--- START OF RAW DATA ---

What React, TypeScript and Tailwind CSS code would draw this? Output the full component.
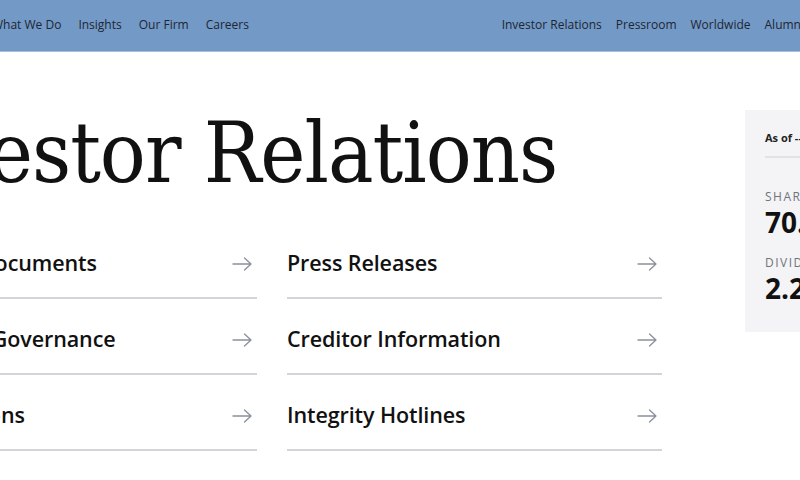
import React from 'react';

const leftNav = ['What We Do', 'Insights', 'Our Firm', 'Careers'];
const rightNav = ['Investor Relations', 'Pressroom', 'Worldwide', 'Alumni'];

const links = [
    ['Financial Documents', 'Press Releases'],
    ['Corporate Governance', 'Creditor Information'],
    ['Presentations', 'Integrity Hotlines'],
];

function Arrow() {
    return (
        <svg width="20" height="14" viewBox="0 0 20 14" fill="none" stroke="#8b909c" strokeWidth="1.3" strokeLinecap="round" strokeLinejoin="round">
            <path d="M1 7H19M12.5 1L19 7L12.5 13" />
        </svg>
    );
}

function LinkRow({ label }: { label: string }) {
    return (
        <a className="flex h-[76px] items-center justify-between border-b-2 border-[#d4d4d8] pt-[7px] pr-[5px]">
            <span className="text-[21.5px] font-semibold text-[#111] tracking-[-0.1px]">{label}</span>
            <Arrow />
        </a>
    );
}

export default function App() {
    return (
        <div
            className="w-[800px] h-[480px] overflow-hidden bg-white"
            style={{ fontFamily: '"Open Sans", "Noto Sans", sans-serif' }}
        >
            <header className="h-[52px] bg-[#7399c6] border-b border-[#a7bfdc] flex items-center text-[12px] text-[#1e2633] pb-[1px]">
                <nav className="flex gap-[17px] ml-[-8px]">
                    {leftNav.map(n => <span key={n}>{n}</span>)}
                </nav>
                <nav className="flex gap-[14px] ml-auto mr-[-4px]">
                    {rightNav.map(n => <span key={n}>{n}</span>)}
                </nav>
            </header>

            <div className="flex ml-[-118px] mt-[58px]">
                <main className="w-[780px] shrink-0">
                    <h1
                        className="text-[85px] leading-none text-[#111] ml-[-14px] tracking-[-1px] font-stretch-condensed"
                        style={{ fontFamily: '"DejaVu Serif", "Liberation Serif", serif' }}
                    >
                        Investor Relations
                    </h1>
                    <div className="grid grid-cols-[375px_375px] gap-x-[30px] mt-[28px]">
                        {links.map(([a, b]) => (
                            <React.Fragment key={a}>
                                <LinkRow label={a} />
                                <LinkRow label={b} />
                            </React.Fragment>
                        ))}
                    </div>
                </main>
                <aside className="ml-[83px] mt-[0px] w-[240px] h-[222px] bg-[#f4f4f6] shrink-0 px-[20px] pt-[20px]">
                    <div className="text-[11px] font-bold text-[#222] pb-[9px] border-b-2 border-[#e2e2e6]">As of -- </div>
                    <div className="mt-[30px] text-[12px] tracking-[1.5px] text-[#707379]">SHARE PRICE</div>
                    <div className="text-[28px] font-bold leading-[32px] text-[#111]">70.12</div>
                    <div className="mt-[16px] text-[12px] tracking-[1.5px] text-[#707379]">DIVIDEND</div>
                    <div className="text-[28px] font-bold leading-[32px] text-[#111]">2.20</div>
                </aside>
            </div>
        </div>
    );
}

--- END OF RAW DATA ---

Without the pictures, output the full listing exactly as it stands.

▸ **SOLUTION**:
What React, TypeScript and Tailwind CSS code would draw this? Output the full component.
import React from 'react';

const leftNav = ['What We Do', 'Insights', 'Our Firm', 'Careers'];
const rightNav = ['Investor Relations', 'Pressroom', 'Worldwide', 'Alumni'];

const links = [
    ['Financial Documents', 'Press Releases'],
    ['Corporate Governance', 'Creditor Information'],
    ['Presentations', 'Integrity Hotlines'],
];

function Arrow() {
    return (
        <svg width="20" height="14" viewBox="0 0 20 14" fill="none" stroke="#8b909c" strokeWidth="1.3" strokeLinecap="round" strokeLinejoin="round">
            <path d="M1 7H19M12.5 1L19 7L12.5 13" />
        </svg>
    );
}

function LinkRow({ label }: { label: string }) {
    return (
        <a className="flex h-[76px] items-center justify-between border-b-2 border-[#d4d4d8] pt-[7px] pr-[5px]">
            <span className="text-[21.5px] font-semibold text-[#111] tracking-[-0.1px]">{label}</span>
            <Arrow />
        </a>
    );
}

export default function App() {
    return (
        <div
            className="w-[800px] h-[480px] overflow-hidden bg-white"
            style={{ fontFamily: '"Open Sans", "Noto Sans", sans-serif' }}
        >
            <header className="h-[52px] bg-[#7399c6] border-b border-[#a7bfdc] flex items-center text-[12px] text-[#1e2633] pb-[1px]">
                <nav className="flex gap-[17px] ml-[-8px]">
                    {leftNav.map(n => <span key={n}>{n}</span>)}
                </nav>
                <nav className="flex gap-[14px] ml-auto mr-[-4px]">
                    {rightNav.map(n => <span key={n}>{n}</span>)}
                </nav>
            </header>

            <div className="flex ml-[-118px] mt-[58px]">
                <main className="w-[780px] shrink-0">
                    <h1
                        className="text-[85px] leading-none text-[#111] ml-[-14px] tracking-[-1px] font-stretch-condensed"
                        style={{ fontFamily: '"DejaVu Serif", "Liberation Serif", serif' }}
                    >
                        Investor Relations
                    </h1>
                    <div className="grid grid-cols-[375px_375px] gap-x-[30px] mt-[28px]">
                        {links.map(([a, b]) => (
                            <React.Fragment key={a}>
                                <LinkRow label={a} />
                                <LinkRow label={b} />
                            </React.Fragment>
                        ))}
                    </div>
                </main>
                <aside className="ml-[83px] mt-[0px] w-[240px] h-[222px] bg-[#f4f4f6] shrink-0 px-[20px] pt-[20px]">
                    <div className="text-[11px] font-bold text-[#222] pb-[9px] border-b-2 border-[#e2e2e6]">As of -- </div>
                    <div className="mt-[30px] text-[12px] tracking-[1.5px] text-[#707379]">SHARE PRICE</div>
                    <div className="text-[28px] font-bold leading-[32px] text-[#111]">70.12</div>
                    <div className="mt-[16px] text-[12px] tracking-[1.5px] text-[#707379]">DIVIDEND</div>
                    <div className="text-[28px] font-bold leading-[32px] text-[#111]">2.20</div>
                </aside>
            </div>
        </div>
    );
}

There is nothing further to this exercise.